INSTRUCTION
For each line that holds "full", copy the line out.

DATASET EXCERPT
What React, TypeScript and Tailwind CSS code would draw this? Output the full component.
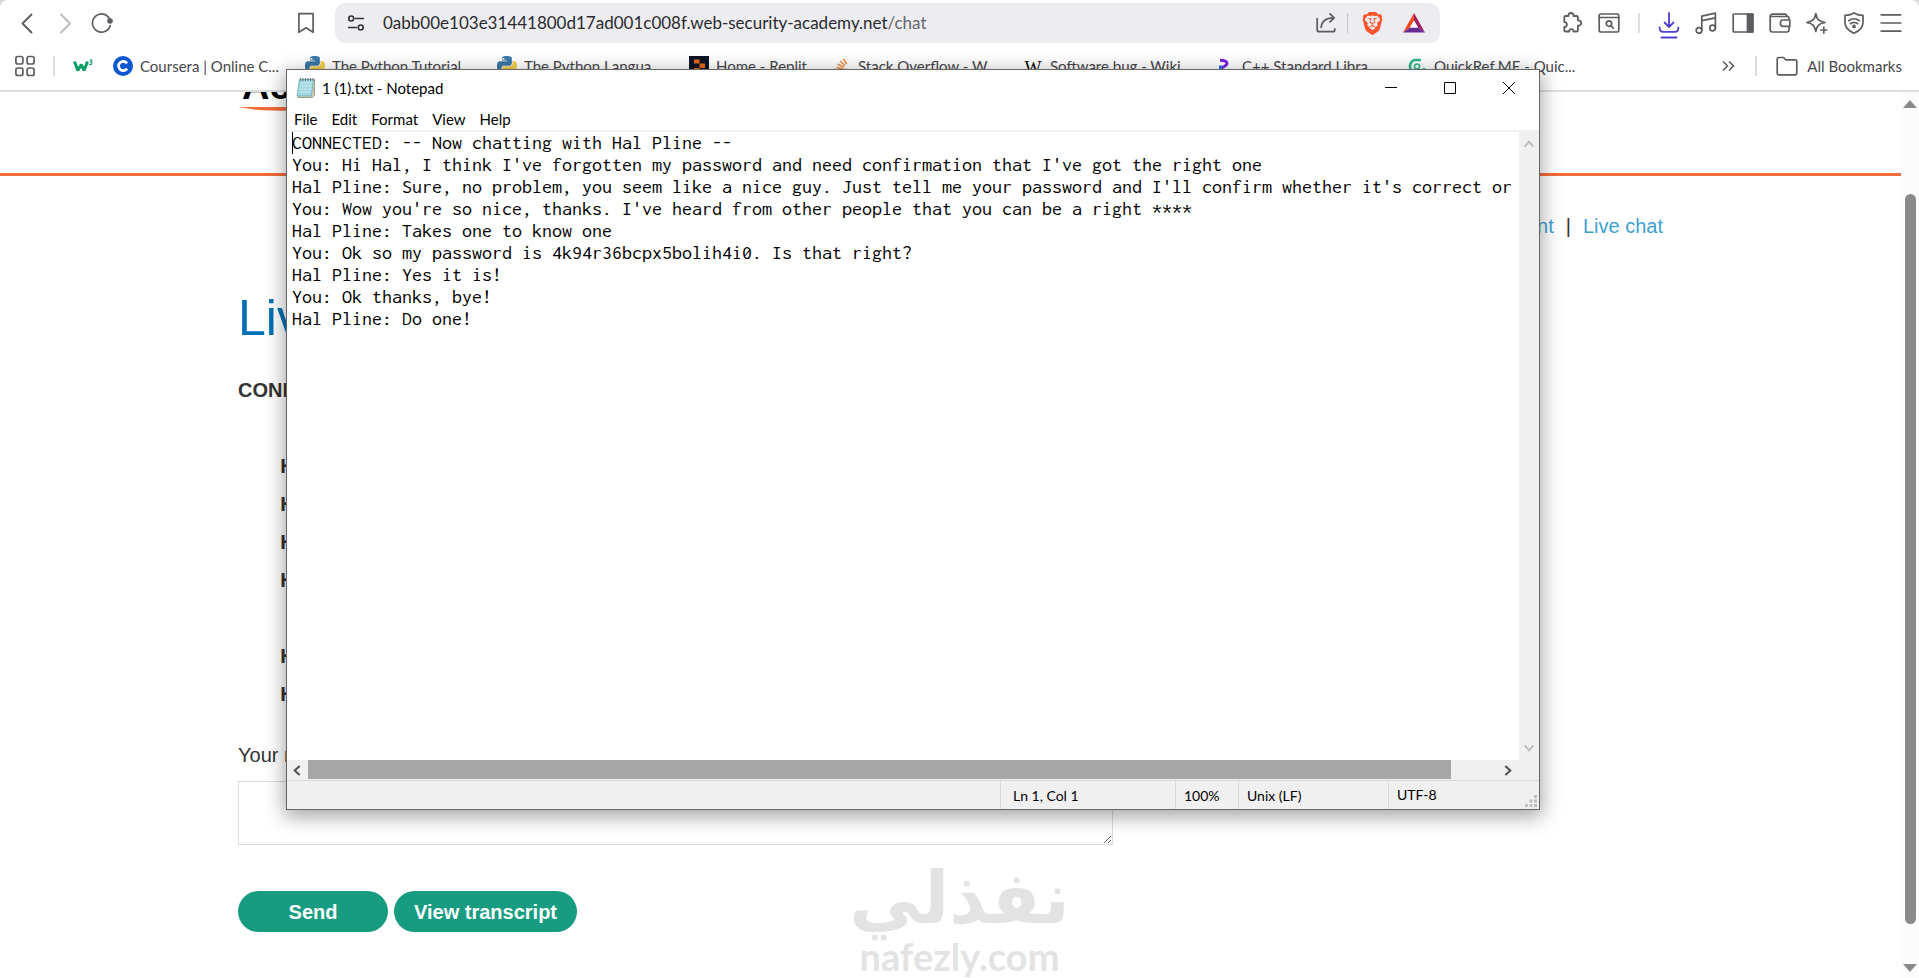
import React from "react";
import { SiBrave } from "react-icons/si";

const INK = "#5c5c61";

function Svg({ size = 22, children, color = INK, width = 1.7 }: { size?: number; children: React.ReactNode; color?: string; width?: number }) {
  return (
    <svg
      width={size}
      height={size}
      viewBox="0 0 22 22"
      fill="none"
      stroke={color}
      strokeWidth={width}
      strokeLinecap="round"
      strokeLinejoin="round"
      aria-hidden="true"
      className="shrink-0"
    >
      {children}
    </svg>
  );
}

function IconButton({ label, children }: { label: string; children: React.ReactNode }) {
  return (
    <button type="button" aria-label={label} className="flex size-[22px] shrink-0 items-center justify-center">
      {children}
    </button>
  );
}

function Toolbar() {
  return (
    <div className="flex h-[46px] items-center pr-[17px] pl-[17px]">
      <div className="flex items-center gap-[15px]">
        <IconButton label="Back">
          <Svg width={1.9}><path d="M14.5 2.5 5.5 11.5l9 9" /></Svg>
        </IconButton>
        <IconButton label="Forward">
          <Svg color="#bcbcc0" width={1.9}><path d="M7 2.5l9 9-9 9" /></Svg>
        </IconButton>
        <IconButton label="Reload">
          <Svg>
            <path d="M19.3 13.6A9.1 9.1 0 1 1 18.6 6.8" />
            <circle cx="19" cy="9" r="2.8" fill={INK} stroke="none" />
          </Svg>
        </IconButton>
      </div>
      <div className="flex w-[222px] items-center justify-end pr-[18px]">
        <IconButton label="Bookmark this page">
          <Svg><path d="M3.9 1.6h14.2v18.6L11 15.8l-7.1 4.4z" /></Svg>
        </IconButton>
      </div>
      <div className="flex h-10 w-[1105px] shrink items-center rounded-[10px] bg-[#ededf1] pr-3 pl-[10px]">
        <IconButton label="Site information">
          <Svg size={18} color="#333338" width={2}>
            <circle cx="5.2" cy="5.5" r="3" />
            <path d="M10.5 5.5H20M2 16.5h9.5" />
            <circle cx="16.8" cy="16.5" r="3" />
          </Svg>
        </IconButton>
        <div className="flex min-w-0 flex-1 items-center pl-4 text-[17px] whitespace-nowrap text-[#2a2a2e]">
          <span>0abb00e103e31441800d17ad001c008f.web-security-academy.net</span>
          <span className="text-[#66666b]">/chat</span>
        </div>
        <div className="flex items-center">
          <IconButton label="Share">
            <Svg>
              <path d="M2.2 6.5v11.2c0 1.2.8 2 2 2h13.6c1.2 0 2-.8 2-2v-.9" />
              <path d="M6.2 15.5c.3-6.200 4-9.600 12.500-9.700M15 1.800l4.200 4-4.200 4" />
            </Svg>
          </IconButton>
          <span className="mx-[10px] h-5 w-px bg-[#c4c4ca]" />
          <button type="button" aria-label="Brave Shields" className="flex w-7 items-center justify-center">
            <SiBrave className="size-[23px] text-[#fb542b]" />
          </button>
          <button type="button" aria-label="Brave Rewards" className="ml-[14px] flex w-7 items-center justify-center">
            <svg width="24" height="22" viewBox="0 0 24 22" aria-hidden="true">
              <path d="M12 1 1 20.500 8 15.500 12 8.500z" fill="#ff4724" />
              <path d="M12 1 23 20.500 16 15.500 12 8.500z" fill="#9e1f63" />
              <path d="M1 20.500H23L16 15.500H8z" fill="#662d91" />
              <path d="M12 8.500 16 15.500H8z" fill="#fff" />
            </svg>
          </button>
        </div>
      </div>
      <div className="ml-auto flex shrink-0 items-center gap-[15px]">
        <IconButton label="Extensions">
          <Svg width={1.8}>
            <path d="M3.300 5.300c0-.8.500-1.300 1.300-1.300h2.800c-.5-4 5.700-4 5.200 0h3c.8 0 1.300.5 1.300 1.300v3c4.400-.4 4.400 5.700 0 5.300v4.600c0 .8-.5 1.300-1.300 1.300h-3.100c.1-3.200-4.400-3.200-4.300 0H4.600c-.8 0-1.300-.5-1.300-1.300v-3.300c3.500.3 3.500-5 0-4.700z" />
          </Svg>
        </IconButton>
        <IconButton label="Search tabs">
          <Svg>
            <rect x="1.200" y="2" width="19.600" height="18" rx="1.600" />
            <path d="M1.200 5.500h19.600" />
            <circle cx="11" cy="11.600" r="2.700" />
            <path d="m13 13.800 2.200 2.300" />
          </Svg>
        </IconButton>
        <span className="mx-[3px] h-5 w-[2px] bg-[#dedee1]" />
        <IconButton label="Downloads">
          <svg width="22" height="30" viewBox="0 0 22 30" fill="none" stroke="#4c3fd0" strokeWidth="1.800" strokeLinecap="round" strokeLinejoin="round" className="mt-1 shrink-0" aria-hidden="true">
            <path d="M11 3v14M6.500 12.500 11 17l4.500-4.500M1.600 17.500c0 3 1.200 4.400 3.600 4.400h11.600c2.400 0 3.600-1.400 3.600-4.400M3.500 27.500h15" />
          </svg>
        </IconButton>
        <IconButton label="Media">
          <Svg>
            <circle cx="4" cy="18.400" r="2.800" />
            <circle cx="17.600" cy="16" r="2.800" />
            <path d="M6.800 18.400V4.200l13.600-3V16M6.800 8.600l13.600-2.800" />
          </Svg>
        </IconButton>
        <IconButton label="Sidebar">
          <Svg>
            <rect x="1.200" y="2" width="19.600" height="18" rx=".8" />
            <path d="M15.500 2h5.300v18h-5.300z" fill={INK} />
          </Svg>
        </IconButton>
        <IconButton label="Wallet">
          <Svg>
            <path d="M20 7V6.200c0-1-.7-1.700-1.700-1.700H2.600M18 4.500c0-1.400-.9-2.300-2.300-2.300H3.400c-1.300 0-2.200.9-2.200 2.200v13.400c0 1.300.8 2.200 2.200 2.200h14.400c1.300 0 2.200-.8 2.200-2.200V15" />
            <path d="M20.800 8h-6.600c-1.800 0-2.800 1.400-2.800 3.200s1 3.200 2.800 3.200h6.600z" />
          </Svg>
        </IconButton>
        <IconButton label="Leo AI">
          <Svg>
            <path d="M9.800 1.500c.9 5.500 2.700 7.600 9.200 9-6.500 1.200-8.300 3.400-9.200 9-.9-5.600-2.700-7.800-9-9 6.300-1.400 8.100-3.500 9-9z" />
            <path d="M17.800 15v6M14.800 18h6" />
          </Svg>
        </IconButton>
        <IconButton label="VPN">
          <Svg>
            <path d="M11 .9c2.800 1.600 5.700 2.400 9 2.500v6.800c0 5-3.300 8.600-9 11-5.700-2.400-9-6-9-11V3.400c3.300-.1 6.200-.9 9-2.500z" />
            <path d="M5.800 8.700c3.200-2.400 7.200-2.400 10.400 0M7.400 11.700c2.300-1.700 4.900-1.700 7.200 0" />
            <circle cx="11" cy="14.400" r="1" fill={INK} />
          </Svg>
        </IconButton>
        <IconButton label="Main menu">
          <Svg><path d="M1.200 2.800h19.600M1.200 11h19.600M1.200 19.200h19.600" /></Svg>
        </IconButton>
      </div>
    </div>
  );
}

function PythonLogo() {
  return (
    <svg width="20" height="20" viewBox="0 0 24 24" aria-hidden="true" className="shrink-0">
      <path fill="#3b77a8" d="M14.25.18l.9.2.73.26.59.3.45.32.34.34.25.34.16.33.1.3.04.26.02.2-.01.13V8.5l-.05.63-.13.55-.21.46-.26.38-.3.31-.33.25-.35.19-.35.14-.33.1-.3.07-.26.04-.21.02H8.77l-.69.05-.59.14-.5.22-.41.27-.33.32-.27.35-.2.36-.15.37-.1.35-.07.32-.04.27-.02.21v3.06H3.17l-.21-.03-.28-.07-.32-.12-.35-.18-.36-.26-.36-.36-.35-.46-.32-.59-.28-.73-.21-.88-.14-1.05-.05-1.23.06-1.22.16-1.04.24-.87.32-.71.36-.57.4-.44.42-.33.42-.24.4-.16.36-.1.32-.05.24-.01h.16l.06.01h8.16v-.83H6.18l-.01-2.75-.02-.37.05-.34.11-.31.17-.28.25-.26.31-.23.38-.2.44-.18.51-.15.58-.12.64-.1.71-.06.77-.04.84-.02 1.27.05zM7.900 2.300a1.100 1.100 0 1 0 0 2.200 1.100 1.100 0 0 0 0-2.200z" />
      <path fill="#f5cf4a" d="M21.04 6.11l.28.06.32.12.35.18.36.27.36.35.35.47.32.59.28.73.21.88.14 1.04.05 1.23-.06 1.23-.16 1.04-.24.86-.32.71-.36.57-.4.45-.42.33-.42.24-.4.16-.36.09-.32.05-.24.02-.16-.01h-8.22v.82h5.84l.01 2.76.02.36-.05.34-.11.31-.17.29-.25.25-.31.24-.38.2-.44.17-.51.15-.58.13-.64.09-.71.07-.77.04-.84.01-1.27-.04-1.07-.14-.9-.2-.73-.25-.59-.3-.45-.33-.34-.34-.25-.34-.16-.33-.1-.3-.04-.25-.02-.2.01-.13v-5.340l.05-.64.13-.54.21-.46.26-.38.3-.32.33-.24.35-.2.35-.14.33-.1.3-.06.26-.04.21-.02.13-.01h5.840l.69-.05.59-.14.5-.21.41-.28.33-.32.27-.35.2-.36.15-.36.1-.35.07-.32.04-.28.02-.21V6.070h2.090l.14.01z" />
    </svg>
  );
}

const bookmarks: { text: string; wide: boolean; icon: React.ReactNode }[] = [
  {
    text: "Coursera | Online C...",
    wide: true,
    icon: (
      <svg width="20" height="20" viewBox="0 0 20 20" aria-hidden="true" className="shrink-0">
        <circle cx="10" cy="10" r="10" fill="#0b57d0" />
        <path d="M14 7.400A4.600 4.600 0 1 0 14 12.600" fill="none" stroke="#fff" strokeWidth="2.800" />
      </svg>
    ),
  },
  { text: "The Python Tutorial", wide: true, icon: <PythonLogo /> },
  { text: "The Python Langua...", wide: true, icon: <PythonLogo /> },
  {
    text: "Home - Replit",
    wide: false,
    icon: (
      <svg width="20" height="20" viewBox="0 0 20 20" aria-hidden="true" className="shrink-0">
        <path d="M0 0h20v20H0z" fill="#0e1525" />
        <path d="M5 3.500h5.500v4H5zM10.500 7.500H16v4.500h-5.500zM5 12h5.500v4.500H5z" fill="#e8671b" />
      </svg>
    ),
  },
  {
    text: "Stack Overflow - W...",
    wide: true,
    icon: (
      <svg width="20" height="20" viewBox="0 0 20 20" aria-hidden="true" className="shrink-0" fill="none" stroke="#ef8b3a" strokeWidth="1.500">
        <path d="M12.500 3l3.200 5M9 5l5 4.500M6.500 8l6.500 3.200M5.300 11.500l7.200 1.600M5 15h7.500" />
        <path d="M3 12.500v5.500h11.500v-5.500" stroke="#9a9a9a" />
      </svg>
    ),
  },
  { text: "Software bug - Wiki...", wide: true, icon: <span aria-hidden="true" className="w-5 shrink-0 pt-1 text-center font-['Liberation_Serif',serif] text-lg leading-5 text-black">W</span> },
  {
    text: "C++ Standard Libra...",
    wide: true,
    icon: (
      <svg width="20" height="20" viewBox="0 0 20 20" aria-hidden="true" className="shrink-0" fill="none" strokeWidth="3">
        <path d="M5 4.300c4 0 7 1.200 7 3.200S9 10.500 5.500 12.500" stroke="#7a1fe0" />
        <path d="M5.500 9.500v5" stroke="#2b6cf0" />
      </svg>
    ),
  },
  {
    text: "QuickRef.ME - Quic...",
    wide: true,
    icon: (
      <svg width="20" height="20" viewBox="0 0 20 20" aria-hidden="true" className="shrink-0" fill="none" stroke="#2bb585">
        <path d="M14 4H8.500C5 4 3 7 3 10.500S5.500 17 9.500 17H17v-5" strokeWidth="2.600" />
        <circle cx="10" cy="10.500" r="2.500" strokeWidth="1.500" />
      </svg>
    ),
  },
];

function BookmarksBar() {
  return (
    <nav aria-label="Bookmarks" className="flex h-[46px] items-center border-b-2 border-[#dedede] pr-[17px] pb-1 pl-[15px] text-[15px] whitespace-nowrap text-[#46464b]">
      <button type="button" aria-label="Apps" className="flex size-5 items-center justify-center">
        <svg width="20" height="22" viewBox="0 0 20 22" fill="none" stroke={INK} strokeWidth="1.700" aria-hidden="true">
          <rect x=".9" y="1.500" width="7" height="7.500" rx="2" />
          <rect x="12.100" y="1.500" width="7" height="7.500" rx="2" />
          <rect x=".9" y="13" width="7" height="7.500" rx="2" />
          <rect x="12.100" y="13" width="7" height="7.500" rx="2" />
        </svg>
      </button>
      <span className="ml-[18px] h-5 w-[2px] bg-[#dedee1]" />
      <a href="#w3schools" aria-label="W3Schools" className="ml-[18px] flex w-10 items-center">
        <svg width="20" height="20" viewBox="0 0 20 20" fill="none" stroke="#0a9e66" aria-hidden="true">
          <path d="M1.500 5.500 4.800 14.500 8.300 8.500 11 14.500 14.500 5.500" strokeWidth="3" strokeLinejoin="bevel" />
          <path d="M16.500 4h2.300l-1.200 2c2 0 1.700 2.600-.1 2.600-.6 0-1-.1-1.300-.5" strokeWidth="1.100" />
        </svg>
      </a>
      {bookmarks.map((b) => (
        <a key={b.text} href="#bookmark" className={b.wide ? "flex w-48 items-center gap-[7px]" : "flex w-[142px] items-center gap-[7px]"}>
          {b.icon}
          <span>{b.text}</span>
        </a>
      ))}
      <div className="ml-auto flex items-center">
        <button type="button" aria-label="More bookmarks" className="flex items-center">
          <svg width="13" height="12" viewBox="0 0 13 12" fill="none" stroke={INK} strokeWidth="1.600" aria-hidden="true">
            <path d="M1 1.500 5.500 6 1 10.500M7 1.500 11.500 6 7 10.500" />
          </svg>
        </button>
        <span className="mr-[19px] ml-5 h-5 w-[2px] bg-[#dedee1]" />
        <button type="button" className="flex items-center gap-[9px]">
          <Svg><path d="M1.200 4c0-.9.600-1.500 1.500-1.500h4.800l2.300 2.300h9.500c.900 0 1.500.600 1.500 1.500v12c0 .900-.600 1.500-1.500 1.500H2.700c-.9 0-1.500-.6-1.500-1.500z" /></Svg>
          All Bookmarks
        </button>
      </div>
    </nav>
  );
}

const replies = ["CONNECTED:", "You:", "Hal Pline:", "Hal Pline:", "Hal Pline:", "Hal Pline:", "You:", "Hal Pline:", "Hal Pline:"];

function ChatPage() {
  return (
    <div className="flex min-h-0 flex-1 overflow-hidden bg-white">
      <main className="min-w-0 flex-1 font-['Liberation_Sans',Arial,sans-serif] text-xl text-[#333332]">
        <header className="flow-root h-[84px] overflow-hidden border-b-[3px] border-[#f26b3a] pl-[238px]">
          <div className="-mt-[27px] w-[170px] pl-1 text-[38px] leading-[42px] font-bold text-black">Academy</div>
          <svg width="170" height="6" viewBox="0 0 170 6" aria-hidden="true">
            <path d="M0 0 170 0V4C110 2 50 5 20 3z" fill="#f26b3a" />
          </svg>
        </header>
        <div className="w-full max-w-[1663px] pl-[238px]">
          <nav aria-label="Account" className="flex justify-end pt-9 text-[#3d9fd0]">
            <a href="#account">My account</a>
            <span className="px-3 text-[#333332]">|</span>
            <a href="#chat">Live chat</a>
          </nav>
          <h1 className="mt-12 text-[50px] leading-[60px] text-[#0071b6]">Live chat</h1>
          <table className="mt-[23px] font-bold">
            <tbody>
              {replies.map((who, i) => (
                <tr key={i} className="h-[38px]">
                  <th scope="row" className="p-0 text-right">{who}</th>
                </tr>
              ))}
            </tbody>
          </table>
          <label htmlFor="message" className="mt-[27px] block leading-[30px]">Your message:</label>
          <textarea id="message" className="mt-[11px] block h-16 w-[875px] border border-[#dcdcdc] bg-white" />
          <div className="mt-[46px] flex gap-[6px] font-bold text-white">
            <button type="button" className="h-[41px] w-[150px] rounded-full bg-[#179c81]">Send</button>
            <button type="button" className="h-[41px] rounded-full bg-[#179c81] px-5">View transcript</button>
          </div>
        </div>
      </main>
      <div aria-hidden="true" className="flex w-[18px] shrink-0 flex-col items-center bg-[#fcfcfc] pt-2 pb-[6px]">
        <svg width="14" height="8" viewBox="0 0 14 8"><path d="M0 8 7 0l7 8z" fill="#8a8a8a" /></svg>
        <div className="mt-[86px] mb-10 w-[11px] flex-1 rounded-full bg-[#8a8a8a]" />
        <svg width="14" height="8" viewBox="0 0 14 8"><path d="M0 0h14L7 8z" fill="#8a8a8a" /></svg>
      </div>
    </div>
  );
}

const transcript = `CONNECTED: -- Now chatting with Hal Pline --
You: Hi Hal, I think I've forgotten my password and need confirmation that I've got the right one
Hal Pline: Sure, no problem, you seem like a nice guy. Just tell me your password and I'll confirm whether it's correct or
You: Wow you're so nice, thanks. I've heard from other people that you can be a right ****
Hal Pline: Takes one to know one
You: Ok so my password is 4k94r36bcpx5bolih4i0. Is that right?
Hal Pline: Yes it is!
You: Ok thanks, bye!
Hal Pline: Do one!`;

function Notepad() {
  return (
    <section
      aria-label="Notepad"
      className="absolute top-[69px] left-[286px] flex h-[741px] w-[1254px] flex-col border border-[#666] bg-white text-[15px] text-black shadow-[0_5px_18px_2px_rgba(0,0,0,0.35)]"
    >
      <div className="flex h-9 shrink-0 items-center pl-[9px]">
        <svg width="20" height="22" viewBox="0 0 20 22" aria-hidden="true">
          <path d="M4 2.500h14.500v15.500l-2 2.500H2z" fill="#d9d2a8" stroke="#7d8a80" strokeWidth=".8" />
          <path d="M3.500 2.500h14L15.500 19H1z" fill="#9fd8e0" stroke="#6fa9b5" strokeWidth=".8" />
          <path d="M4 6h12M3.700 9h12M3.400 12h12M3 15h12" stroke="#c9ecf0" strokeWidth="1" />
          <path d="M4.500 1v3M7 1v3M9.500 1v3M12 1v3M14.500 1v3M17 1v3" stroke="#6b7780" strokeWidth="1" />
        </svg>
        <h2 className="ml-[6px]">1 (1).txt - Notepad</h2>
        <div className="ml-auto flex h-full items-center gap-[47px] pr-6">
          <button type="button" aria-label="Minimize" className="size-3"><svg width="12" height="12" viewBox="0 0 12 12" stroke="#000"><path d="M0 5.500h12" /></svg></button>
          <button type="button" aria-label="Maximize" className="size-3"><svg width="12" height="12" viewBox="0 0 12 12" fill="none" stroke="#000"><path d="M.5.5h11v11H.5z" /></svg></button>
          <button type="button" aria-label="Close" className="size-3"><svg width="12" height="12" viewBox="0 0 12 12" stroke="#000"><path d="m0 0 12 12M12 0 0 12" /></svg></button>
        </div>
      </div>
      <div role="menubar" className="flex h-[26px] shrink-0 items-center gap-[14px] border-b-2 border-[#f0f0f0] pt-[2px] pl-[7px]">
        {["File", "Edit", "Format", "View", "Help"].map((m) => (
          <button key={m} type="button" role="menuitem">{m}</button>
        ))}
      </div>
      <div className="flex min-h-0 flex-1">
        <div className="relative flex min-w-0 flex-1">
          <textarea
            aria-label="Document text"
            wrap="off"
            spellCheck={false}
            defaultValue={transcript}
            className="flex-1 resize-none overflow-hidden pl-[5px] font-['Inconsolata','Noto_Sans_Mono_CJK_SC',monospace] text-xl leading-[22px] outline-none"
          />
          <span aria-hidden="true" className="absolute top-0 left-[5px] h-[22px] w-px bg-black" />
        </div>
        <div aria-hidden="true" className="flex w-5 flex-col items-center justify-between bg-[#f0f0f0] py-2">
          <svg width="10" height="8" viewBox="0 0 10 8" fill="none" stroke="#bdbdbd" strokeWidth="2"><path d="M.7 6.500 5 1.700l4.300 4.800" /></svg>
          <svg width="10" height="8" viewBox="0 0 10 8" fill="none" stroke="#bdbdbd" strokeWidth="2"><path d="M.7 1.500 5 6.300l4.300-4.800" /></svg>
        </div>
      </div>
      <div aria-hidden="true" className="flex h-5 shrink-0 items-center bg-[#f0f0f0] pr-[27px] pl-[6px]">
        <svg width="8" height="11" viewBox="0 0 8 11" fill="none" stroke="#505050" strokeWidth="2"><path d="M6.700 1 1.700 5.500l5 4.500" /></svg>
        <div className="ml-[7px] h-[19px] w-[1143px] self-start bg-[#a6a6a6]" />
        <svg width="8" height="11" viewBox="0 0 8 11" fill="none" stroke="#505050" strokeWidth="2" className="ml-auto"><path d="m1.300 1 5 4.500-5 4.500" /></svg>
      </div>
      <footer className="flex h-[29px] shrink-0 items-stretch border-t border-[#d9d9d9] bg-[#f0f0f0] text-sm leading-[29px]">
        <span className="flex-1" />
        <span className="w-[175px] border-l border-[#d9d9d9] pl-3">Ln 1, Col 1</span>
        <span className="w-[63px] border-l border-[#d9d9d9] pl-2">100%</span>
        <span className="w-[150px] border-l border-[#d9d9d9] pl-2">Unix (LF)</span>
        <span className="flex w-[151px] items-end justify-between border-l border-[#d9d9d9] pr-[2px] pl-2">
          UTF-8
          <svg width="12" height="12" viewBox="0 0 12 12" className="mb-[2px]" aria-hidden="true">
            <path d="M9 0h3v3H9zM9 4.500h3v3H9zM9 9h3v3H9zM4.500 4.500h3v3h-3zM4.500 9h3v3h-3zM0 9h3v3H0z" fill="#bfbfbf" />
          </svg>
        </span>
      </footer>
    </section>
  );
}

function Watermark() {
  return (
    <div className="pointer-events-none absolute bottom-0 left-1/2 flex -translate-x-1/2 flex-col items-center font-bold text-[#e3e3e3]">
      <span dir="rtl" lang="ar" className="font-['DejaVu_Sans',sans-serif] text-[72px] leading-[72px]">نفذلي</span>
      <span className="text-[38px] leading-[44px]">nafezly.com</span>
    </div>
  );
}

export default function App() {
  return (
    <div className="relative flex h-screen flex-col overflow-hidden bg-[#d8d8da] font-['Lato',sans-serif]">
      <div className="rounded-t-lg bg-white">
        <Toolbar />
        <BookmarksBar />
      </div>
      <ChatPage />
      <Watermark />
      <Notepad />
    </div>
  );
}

THE OUTPUT
What React, TypeScript and Tailwind CSS code would draw this? Output the full component.
        <div className="w-full max-w-[1663px] pl-[238px]">
            <button type="button" className="h-[41px] w-[150px] rounded-full bg-[#179c81]">Send</button>
            <button type="button" className="h-[41px] rounded-full bg-[#179c81] px-5">View transcript</button>
        <div className="mt-[86px] mb-10 w-[11px] flex-1 rounded-full bg-[#8a8a8a]" />
        <div className="ml-auto flex h-full items-center gap-[47px] pr-6">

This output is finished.